Executives in human capital management are caught between the proverbial rock and a hard place. They face strategic challenges, such as ensuring a talented workforce for tomorrow, while trying to align the workforce with upper management’s goals. They face economic challenges, such as optimizing benefits dollars, balancing compensation with performance results, and the growing dilemma of healthcare costs for their employees. And each day they face a plethora of tactical issues, often stemming from laws and government regulations and how they apply to the workforce.
Yet some HR executives are balancing these challenges better than others. Aberdeen’s most recent human capital research, The HR Executive’s Agenda: 2005 Benchmark Report – which reviews and analyzes HR executives’ data on business pressures, technology directions, use of outsourcing and future plans – distinguishes the differences between workforce management strategies and the success of those strategies. The report explores the key issues of concern for those charged with management of the corporate workforce, as it answers the question “what keeps HR executives awake at night?”
The driving factor: the war for talent
Hiring and retaining top talent is the driving concern of human capital management professionals today. For companies of all sizes, at all levels of revenue, the fear of not being able to staff the firm adequately was predominant across all industries. From small stores to mid-sized factories to large corporations, the inability to attract and maintain a quality workforce drove the agenda for both the short and long term. HR executives identify challenges such as creating an image of the corporation as a good place to work while serving the current workforce, and retaining and rewarding star performers while keeping the HR cost per employee as low as possible (Figure 1). These challenges keep these professionals awake at night.

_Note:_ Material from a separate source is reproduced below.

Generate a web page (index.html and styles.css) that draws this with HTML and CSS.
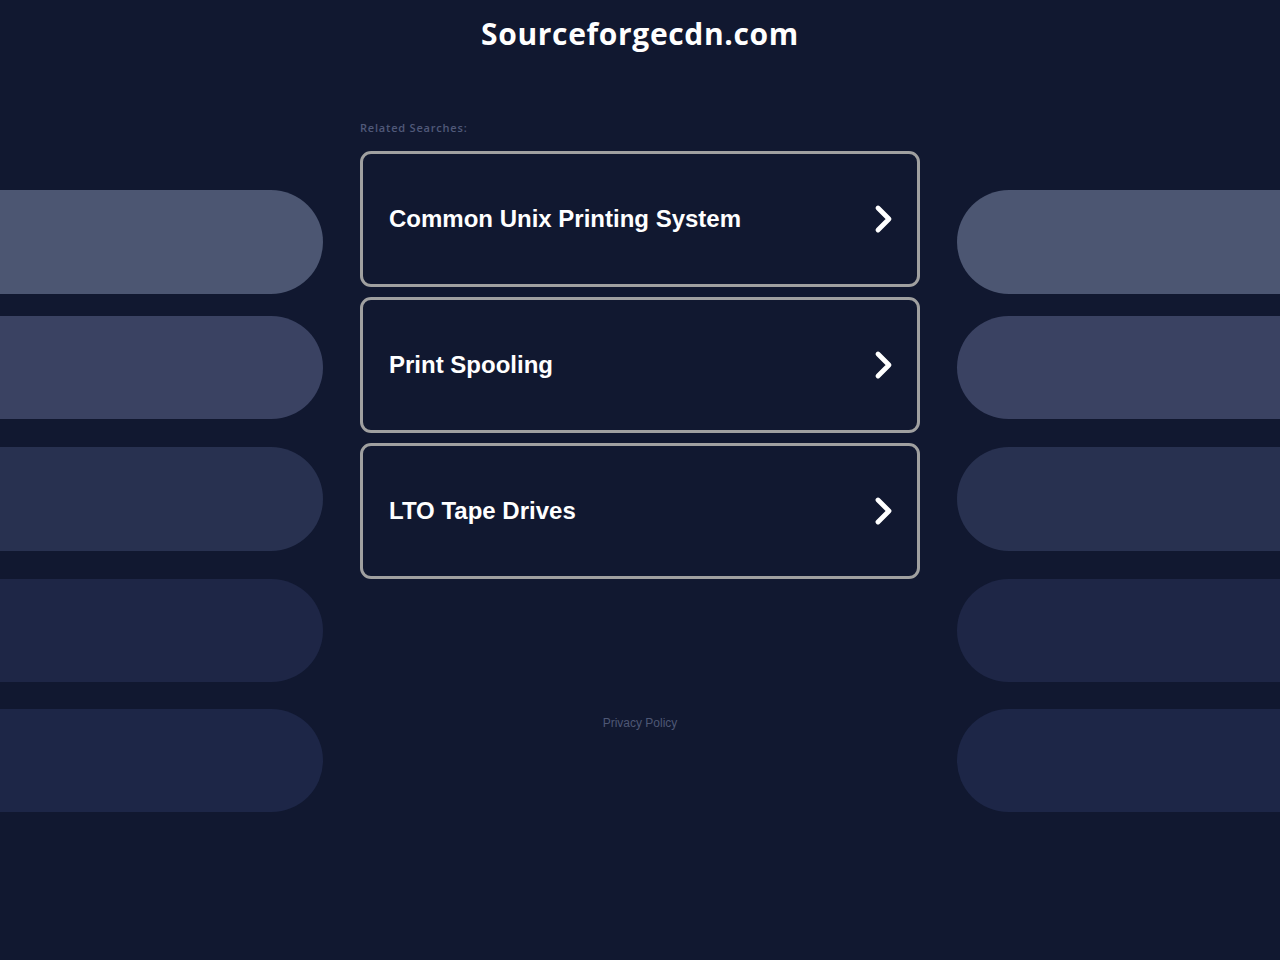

The top three responses to the challenges HR executives identified were:
What actions will HR executives take to execute their 2005 strategies? Companies determined the importance of a series of tactics. Securing budget to source and secure the best candidates was the primary tactic – with 98 percent of HR executives across all industries identifying it as important. Other tactics identified include focusing on internal talent, career paths and succession planning (96 percent), and building a brand to attract new employees (89 percent of all respondents have this on their ‘to do’ list).
Where will they invest?
HR executives and the IT staff that supports human capital are besieged with choices to better manage their workforce. Sometimes the HR software is part of the ERP program – integrated with all core applications that support the corporate whole. Sometimes it is a ‘mini-suite’ – an integrated solution that only includes human capital, such as hiring, performance management, career planning, training and the like. These applications are growing in popularity as companies can often get high quality applications without the weight of linking with corporate production, as they do with the total ERP applications. And standalone applications abound in human resources, often causing a mish-mash of disparate solutions used across the company – one here and another there – so a comprehensive view of the workforce is impossible.

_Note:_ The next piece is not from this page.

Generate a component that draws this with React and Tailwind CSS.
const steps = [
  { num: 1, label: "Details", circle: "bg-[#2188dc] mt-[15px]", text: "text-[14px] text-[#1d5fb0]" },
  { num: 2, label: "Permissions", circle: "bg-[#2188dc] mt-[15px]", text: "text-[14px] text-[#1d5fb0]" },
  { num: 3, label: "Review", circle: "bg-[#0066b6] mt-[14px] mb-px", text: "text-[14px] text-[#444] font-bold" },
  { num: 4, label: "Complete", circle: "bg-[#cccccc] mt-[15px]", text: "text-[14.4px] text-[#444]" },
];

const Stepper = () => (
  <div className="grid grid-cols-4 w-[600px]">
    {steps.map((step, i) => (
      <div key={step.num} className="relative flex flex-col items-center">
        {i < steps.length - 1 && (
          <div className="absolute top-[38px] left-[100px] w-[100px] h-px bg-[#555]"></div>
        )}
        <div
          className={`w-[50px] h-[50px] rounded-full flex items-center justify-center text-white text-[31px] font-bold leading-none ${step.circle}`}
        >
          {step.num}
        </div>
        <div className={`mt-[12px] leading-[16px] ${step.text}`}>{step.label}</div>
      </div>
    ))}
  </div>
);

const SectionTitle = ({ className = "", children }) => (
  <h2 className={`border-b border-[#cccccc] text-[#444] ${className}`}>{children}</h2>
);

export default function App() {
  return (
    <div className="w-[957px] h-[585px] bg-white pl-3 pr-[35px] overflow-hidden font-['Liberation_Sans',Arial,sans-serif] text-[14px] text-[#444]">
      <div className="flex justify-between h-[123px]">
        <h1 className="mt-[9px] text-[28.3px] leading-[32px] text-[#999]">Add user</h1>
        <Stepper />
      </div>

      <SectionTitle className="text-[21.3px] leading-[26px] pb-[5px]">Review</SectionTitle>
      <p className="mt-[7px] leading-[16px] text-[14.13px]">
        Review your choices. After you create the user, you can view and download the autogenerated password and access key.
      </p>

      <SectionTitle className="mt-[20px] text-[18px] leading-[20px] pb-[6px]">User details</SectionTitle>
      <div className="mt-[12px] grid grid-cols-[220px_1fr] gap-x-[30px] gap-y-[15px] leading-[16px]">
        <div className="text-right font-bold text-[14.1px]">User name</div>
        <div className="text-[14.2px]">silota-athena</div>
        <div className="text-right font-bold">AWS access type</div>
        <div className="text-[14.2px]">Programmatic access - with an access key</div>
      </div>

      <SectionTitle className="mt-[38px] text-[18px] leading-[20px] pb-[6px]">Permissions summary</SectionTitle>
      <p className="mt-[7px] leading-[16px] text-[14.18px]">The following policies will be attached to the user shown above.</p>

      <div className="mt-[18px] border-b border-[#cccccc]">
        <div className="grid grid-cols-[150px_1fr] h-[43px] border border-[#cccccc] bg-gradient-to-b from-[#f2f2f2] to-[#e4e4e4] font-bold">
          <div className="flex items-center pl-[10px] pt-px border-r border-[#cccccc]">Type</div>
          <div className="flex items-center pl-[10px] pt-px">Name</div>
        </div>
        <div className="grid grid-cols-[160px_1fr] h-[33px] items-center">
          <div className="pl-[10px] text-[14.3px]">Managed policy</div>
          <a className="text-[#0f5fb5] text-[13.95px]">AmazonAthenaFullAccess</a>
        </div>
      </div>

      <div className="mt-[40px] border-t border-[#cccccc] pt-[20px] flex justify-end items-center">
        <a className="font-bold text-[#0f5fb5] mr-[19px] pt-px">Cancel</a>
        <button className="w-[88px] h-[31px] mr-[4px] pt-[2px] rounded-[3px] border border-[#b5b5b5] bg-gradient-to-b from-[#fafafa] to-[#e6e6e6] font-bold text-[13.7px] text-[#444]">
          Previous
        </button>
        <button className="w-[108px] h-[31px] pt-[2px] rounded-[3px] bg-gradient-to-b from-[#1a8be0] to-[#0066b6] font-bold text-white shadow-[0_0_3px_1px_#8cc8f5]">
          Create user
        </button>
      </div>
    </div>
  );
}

Given the interest in recruiting and hiring a competitive workforce, the growing interest in adding hiring management solutions is hardly surprising. Companies continue to invest in automated hiring management systems, adding to significant growth in that area over the past year. Figure 3 illustrates planned growth in two other areas relevant to hiring: software that can help identify candidates that are like the ‘A’ players currently employed; and a planned increase in the use of pre-employment assessment and testing solutions.
Integration is important
In considering technology, HR executives say they’re interested in providing required functionality and the ability to deliver services (the application method was less important), as long as the solution is integrated (Figure 4). They’re concerned with the best functionality first and foremost, but with preferences for either an integrated suite of applications or standalone ‘best of breed’ software if it can be integrated.
The value of technology
Today’s HR executives see the value in HCM technology. They have added in-house software and third-party, hosted solutions in the recent past. Meanwhile, many have moved non-core functions to third parties. They also have plans for the future, looking to add to their HCM technology arsenals over the next 12 months. Among all survey respondents, automated benefits selection and administration programs for HR administrators are the most prevalent in use (46 percent of companies surveyed) followed by in-house or externally hosted hiring management systems (41 percent). Service industries lead in the use of benefits selection tools (cited by 53 percent of all services respondents). Meanwhile, performance systems (online rather than paper) represent the leading planned expenditure.
HR executives today have more options for workforce management and service delivery than ever before. They report that the specific delivery method – in-house software, standalone applications, an integrated ERP suite, third-party hosted solutions or outsourced delivery of services – was generally only somewhat important. Thus, the ability to provide the function was more important than how it should be delivered.